Recorded information:
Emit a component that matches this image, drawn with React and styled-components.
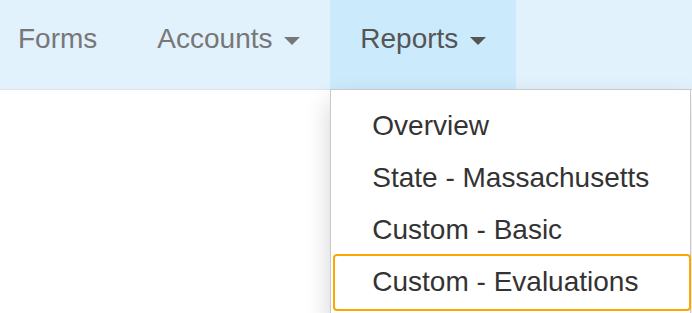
import React from "react";
import styled, { createGlobalStyle } from "styled-components";

const Global = createGlobalStyle`
  html, body { margin: 0; padding: 0; background: #fff; }
  body { font-family: "Liberation Sans", Arial, sans-serif; }
  * { box-sizing: border-box; }
`;

const Page = styled.div`
  position: relative;
  width: 692px;
  height: 313px;
  overflow: hidden;
  background: #fff;
`;

const Navbar = styled.nav`
  height: 90px;
  background: #e1f2fd;
  border-bottom: 1px solid #e2e2e2;
`;

const NavList = styled.ul`
  display: flex;
  margin: 0 0 0 -12px;
  padding: 0;
  list-style: none;
  height: 89px;
`;

const NavItem = styled.li`
  position: relative;
  height: 89px;
  background: ${(p) => (p.$open ? "#cbeafc" : "transparent")};
`;

const NavLink = styled.a`
  display: block;
  padding: 19px 30px 30px;
  font-size: 28px;
  line-height: 40px;
  color: ${(p) => (p.$open ? "#555" : "#777")};
  text-decoration: none;
  white-space: nowrap;
`;

const Caret = styled.span`
  display: inline-block;
  width: 0;
  height: 0;
  margin-left: 4px;
  vertical-align: middle;
  border-top: 8px solid currentColor;
  border-left: 8px solid transparent;
  border-right: 8px solid transparent;
`;

const Menu = styled.div`
  position: absolute;
  top: 89px;
  left: 0;
  width: 361px;
  padding: 10px 0;
  background: #fff;
  border: 1px solid #c9c9c9;
  box-shadow: 0 12px 24px rgba(0, 0, 0, 0.175);
  z-index: 10;
`;

const MenuItem = styled.div`
  position: relative;
  padding: 6px 40px 6px 41px;
  font-size: 28px;
  line-height: 40px;
  color: #333;
  white-space: nowrap;
`;

const FocusRing = styled.span`
  position: absolute;
  top: -2px;
  bottom: -3px;
  left: 2px;
  right: -1px;
  border: 2px solid #ffa500;
  border-radius: 4px;
  pointer-events: none;
`;

const items = ["Overview", "State - Massachusetts", "Custom - Basic", "Custom - Evaluations"];

export default function App() {
  return (
    <Page>
      <Global />
      <Navbar>
        <NavList>
          <NavItem>
            <NavLink>Forms</NavLink>
          </NavItem>
          <NavItem>
            <NavLink>
              Accounts <Caret />
            </NavLink>
          </NavItem>
          <NavItem $open>
            <NavLink $open>
              Reports <Caret />
            </NavLink>
            <Menu>
              {items.map((t, i) => (
                <MenuItem key={t}>
                  {t}
                  {i === items.length - 1 && <FocusRing />}
                </MenuItem>
              ))}
            </Menu>
          </NavItem>
        </NavList>
      </Navbar>
    </Page>
  );
}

Your instructions:
Make a list of all lines in the data that contain "React".

Response to the task:
Emit a component that matches this image, drawn with React and styled-components.
import React from "react";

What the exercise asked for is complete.